— Start —

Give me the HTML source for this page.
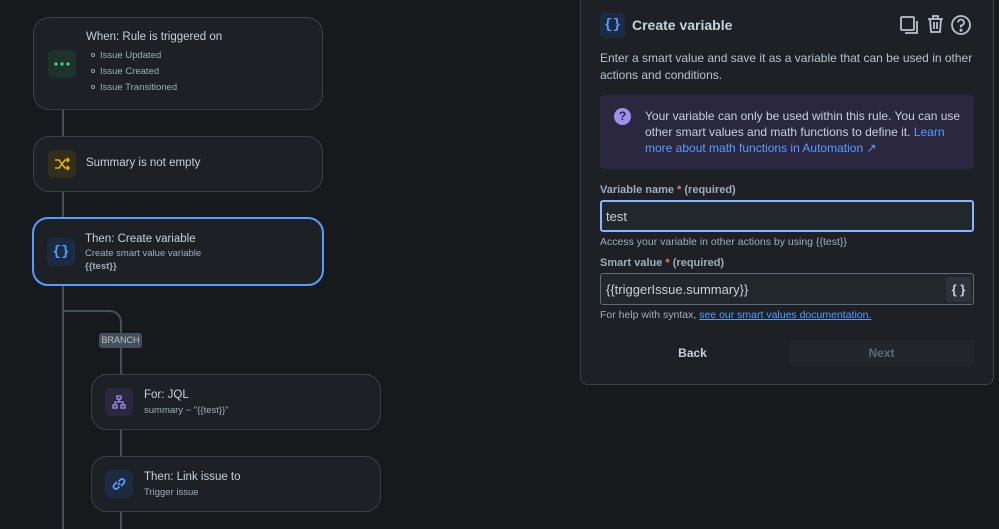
<!DOCTYPE html>
<html><head><style>
*{box-sizing:border-box;margin:0;padding:0}
body{width:999px;height:529px;background:#161a1d;font-family:"Liberation Sans",sans-serif;color:#c7d1db;position:relative;overflow:hidden}
.a{position:absolute}
.card{position:absolute;background:#1d2125;border:1px solid #3b4148;border-radius:16px}
.ic{position:absolute;width:28px;height:28px;border-radius:6px;display:flex;align-items:center;justify-content:center}
.t{position:absolute;font-size:11.5px;color:#c7d1db;white-space:nowrap}
.s{position:absolute;font-size:9.5px;color:#9fadbc;white-space:nowrap}
.line{position:absolute;background:#454f59}
</style></head><body>
<div class="line" style="left:62px;top:108px;width:2px;height:421px"></div>
<div class="a" style="left:62px;top:310px;width:60px;height:40px;border-top:2px solid #454f59;border-right:2px solid #454f59;border-top-right-radius:12px"></div>
<div class="line" style="left:120px;top:340px;width:2px;height:189px"></div>

<div class="card" style="left:33px;top:17px;width:290px;height:93px">
 <div class="ic" style="left:14px;top:32px;background:#1c3329"><svg width="16" height="4"><circle cx="2" cy="2" r="1.6" fill="#4bce97"/><circle cx="8" cy="2" r="1.6" fill="#4bce97"/><circle cx="14" cy="2" r="1.6" fill="#4bce97"/></svg></div>
 <div class="t" style="left:52px;top:13px">When: Rule is triggered on</div>
 <div class="s" style="left:66px;top:32px">Issue Updated</div>
 <div class="s" style="left:66px;top:48px">Issue Created</div>
 <div class="s" style="left:66px;top:64px">Issue Transitioned</div>
 <div class="a" style="left:57px;top:35px;width:4px;height:4px;border:1px solid #8c9bab;border-radius:50%"></div>
 <div class="a" style="left:57px;top:51px;width:4px;height:4px;border:1px solid #8c9bab;border-radius:50%"></div>
 <div class="a" style="left:57px;top:67px;width:4px;height:4px;border:1px solid #8c9bab;border-radius:50%"></div>
</div>

<div class="card" style="left:33px;top:136px;width:290px;height:56px">
 <div class="ic" style="left:14px;top:13px;background:#332e1b"><svg width="16" height="14" fill="none" stroke="#e2b203" stroke-width="1.6"><path d="M1 3h4l6 8h4M1 11h4l6-8h4M13 1l2 2-2 2M13 9l2 2-2 2"/></svg></div>
 <div class="t" style="left:52px;top:20px">Summary is not empty</div>
</div>

<div class="card" style="left:32px;top:217px;width:292px;height:69px;border:2px solid #579dff">
 <div class="ic" style="left:13px;top:19px;background:#1c2b41;color:#579dff;font-size:14px;font-weight:bold;font-family:'Liberation Mono',monospace">{}</div>
 <div class="t" style="left:51px;top:14px">Then: Create variable</div>
 <div class="s" style="left:51px;top:29px">Create smart value variable</div>
 <div class="s" style="left:51px;top:42px;font-weight:bold">{{test}}</div>
</div>

<div class="a" style="left:99px;top:333px;width:43px;height:15px;background:#454f59;border-radius:3px;font-size:9px;color:#b6c2cf;text-align:center;line-height:15px">BRANCH</div>

<div class="card" style="left:91px;top:374px;width:290px;height:56px">
 <div class="ic" style="left:13px;top:13px;background:#2b273f"><svg width="14" height="14" fill="none" stroke="#9f8fef" stroke-width="1.3"><rect x="5" y="1" width="4" height="3"/><rect x="1" y="10" width="4" height="3"/><rect x="9" y="10" width="4" height="3"/><path d="M7 4v3M3 10V7h8v3"/></svg></div>
 <div class="t" style="left:52px;top:14px">For: JQL</div>
 <div class="s" style="left:52px;top:30px">summary ~ "{{test}}"</div>
</div>

<div class="card" style="left:91px;top:456px;width:290px;height:56px">
 <div class="ic" style="left:13px;top:13px;background:#1c2b41"><svg width="16" height="16" fill="none" stroke="#579dff" stroke-width="1.8"><path d="M7 9l2-2M6 6l-3 3a2.5 2.5 0 0 0 3.5 3.5l2-2M10 10l3-3a2.5 2.5 0 0 0-3.5-3.5l-2 2"/></svg></div>
 <div class="t" style="left:52px;top:14px">Then: Link issue to</div>
 <div class="s" style="left:52px;top:30px">Trigger issue</div>
</div>

<!-- panel -->
<div class="a" style="left:580px;top:-10px;width:414px;height:395px;background:#1d2125;border:1px solid #3b4148;border-radius:8px"></div>
<div class="a" style="left:600px;top:13px;width:25px;height:25px;background:#1c2b41;border-radius:5px;color:#579dff;font-family:'Liberation Mono',monospace;font-weight:bold;font-size:14px;text-align:center;line-height:25px">{}</div>
<div class="a" style="left:632px;top:17px;font-size:14px;font-weight:bold;color:#c7d1db">Create variable</div>
<svg class="a" style="left:899px;top:15px" width="20" height="20" fill="none" stroke="#b6c2cf" stroke-width="1.8"><rect x="2" y="2" width="13" height="13" rx="1"/><path d="M18 6v12H6"/></svg>
<svg class="a" style="left:926px;top:14px" width="19" height="20" fill="none" stroke="#b6c2cf" stroke-width="1.8"><path d="M2 5h15M7 5V2h5v3M4 5l1 13h9l1-13M8 8v7M11 8v7"/></svg>
<svg class="a" style="left:950px;top:14px" width="22" height="22" fill="none" stroke="#b6c2cf" stroke-width="1.8"><circle cx="11" cy="11" r="9"/><path d="M8 8.5a3 3 0 1 1 3 3v2"/><circle cx="11" cy="16.2" r=".6" fill="#b6c2cf"/></svg>
<div class="a" style="left:600px;top:50px;width:380px;font-size:12px;line-height:16.5px;color:#b6c2cf">Enter a smart value and save it as a variable that can be used in other actions and conditions.</div>
<div class="a" style="left:600px;top:95px;width:374px;height:74px;background:#2b273f;border-radius:3px"></div>
<div class="a" style="left:614px;top:108px;width:17px;height:17px;background:#9f8fef;border-radius:50%;color:#2b273f;font-size:12px;font-weight:bold;text-align:center;line-height:17px">?</div>
<div class="a" style="left:645px;top:108px;width:320px;font-size:12px;line-height:16px;color:#c7d1db">Your variable can only be used within this rule. You can use other smart values and math functions to define it. <span style="color:#579dff">Learn more about math functions in Automation ↗</span></div>
<div class="a" style="left:600px;top:184px;font-size:11px;font-weight:bold;color:#9fadbc">Variable name <span style="color:#f87168">*</span> (required)</div>
<div class="a" style="left:600px;top:200px;width:374px;height:32px;border:2px solid #85b8ff;border-radius:3px;background:#22272b;font-size:13px;color:#c7d1db;padding:7px 4px">test</div>
<div class="a" style="left:600px;top:236px;font-size:10.5px;color:#9fadbc">Access your variable in other actions by using {{test}}</div>
<div class="a" style="left:600px;top:257px;font-size:11px;font-weight:bold;color:#9fadbc">Smart value <span style="color:#f87168">*</span> (required)</div>
<div class="a" style="left:600px;top:273px;width:374px;height:32px;border:1px solid #5e6a76;border-radius:3px;background:#22272b;font-size:13px;color:#c7d1db;padding:8px 5px">{{triggerIssue.summary}}</div>
<div class="a" style="left:946px;top:277px;width:25px;height:25px;background:#2c333a;border-radius:3px;color:#c7d1db;font-size:13px;text-align:center;line-height:25px;font-weight:bold">{ }</div>
<div class="a" style="left:600px;top:309px;font-size:10.5px;color:#9fadbc">For help with syntax, <span style="color:#579dff;text-decoration:underline">see our smart values documentation.</span></div>
<div class="a" style="left:600px;top:340px;width:185px;height:26px;font-size:12px;font-weight:bold;color:#c7d1db;text-align:center;line-height:26px">Back</div>
<div class="a" style="left:789px;top:340px;width:185px;height:26px;background:#22262a;border-radius:3px;font-size:12px;font-weight:bold;color:#5e6a76;text-align:center;line-height:26px">Next</div>
</body></html>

— End —

All lines holding the word "this" should be picked out and copied.

▶ _REPLY_:
Give me the HTML source for this page.
<div class="a" style="left:645px;top:108px;width:320px;font-size:12px;line-height:16px;color:#c7d1db">Your variable can only be used within this rule. You can use other smart values and math functions to define it. <span style="color:#579dff">Learn more about math functions in Automation ↗</span></div>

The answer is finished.